You’d expect USB-C in a phone costing more than £300/$400, and Huawei doesn’t disappoint on that front either.
- Large and appealing 6.3-inch FHD+ screen
- Notch can optionally be hidden
We’ve mentioned the Huawei Mate 20 Lite display’s expansive dimensions, but we haven’t touched upon its quality. And that turns out to be one of the more pleasing parts of the package.
This 6.3-inch IPS LCD is very easy on the eye, with vivid yet reasonably accurate colors. It doesn’t get eye-searingly bright, but it was plenty bright enough for outdoor usage in our experience.
A resolution of 1080 x 2340 might not sound like much in a 6.3-inch display, but we didn’t find ourselves noticing distinct pixels at any point.
Put it this way: we moved directly from a Sony Xperia XZ2 Premium with its 4K HDR display, and it didn’t feel like a massively obvious step down. Let’s be clear that it was a big step down by any analytical metric, but in practical day to day use this screen is more than up to the task.

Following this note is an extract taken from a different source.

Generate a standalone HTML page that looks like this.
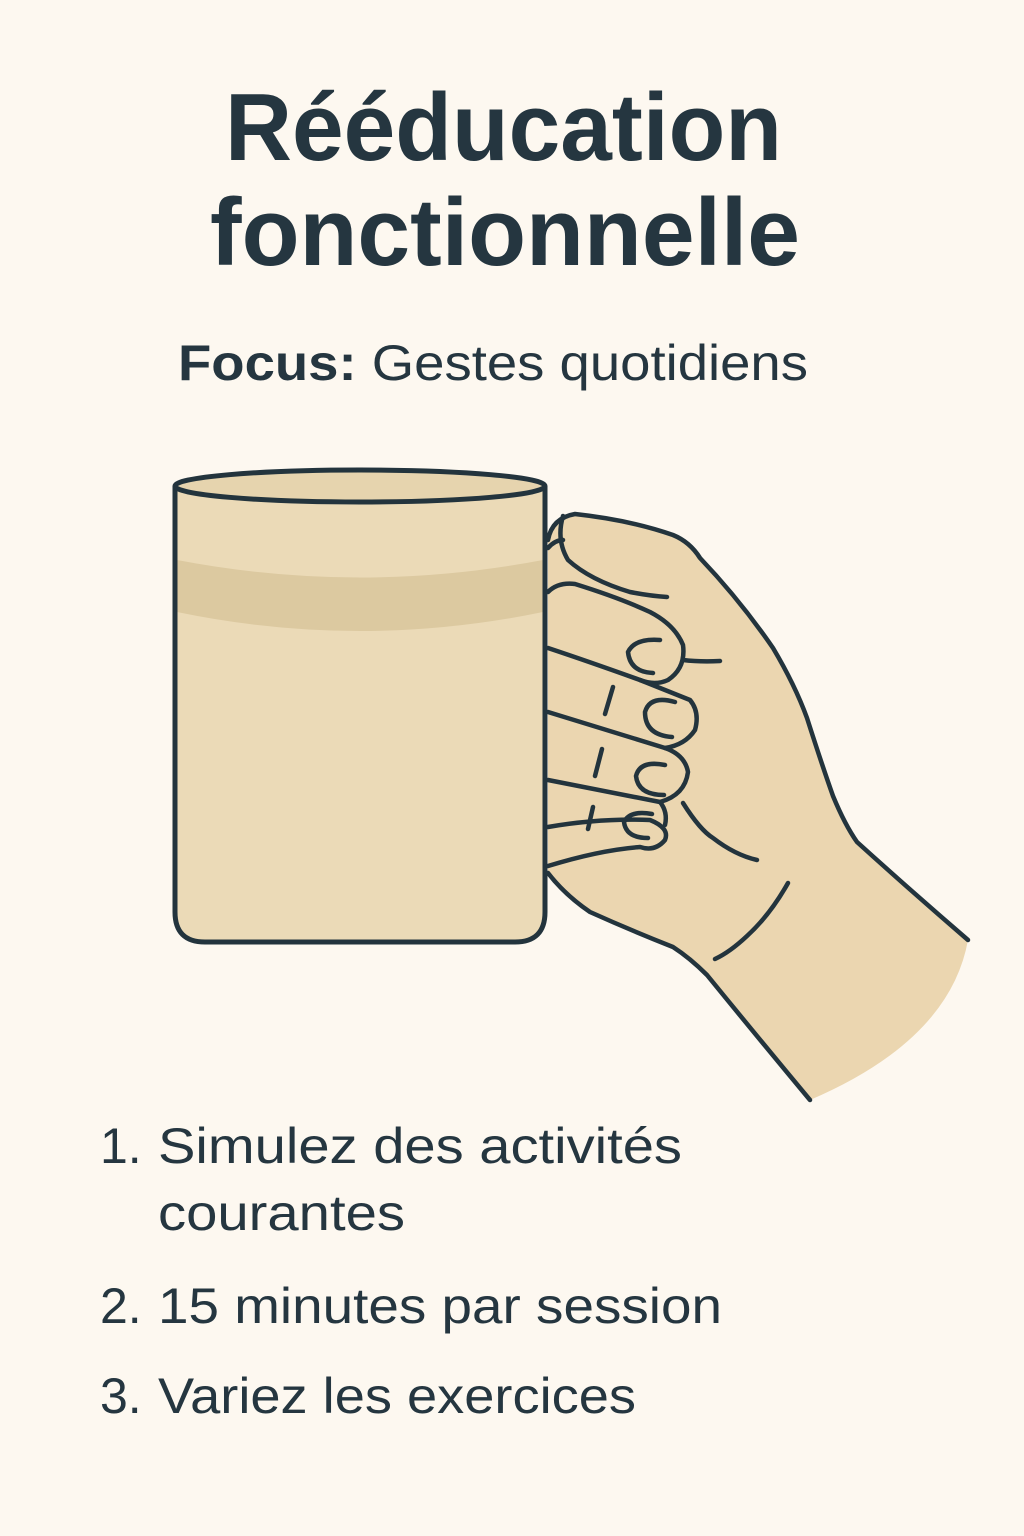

Part of that is down to the fact that the Mate 20 Lite's display dominates the front of the phone, with a stretched out 19.5:9 aspect ratio. Video content and apps still don’t really make use of this longer form factor, but games will generally fill out if you select the appropriate option when you first start them up.
If not, the display will round off quite pleasingly below the notch. Thanks to the sheer size of the screen this doesn’t feel as restrictive as it does on smaller phones (including the iPhone XS).
Of course, if you opt to hide the notch permanently in the settings menu, you’ll get that slightly off-black contrast either side. That’s inevitable with a non-OLED display such as this, where you simply can’t get the same deep blacks.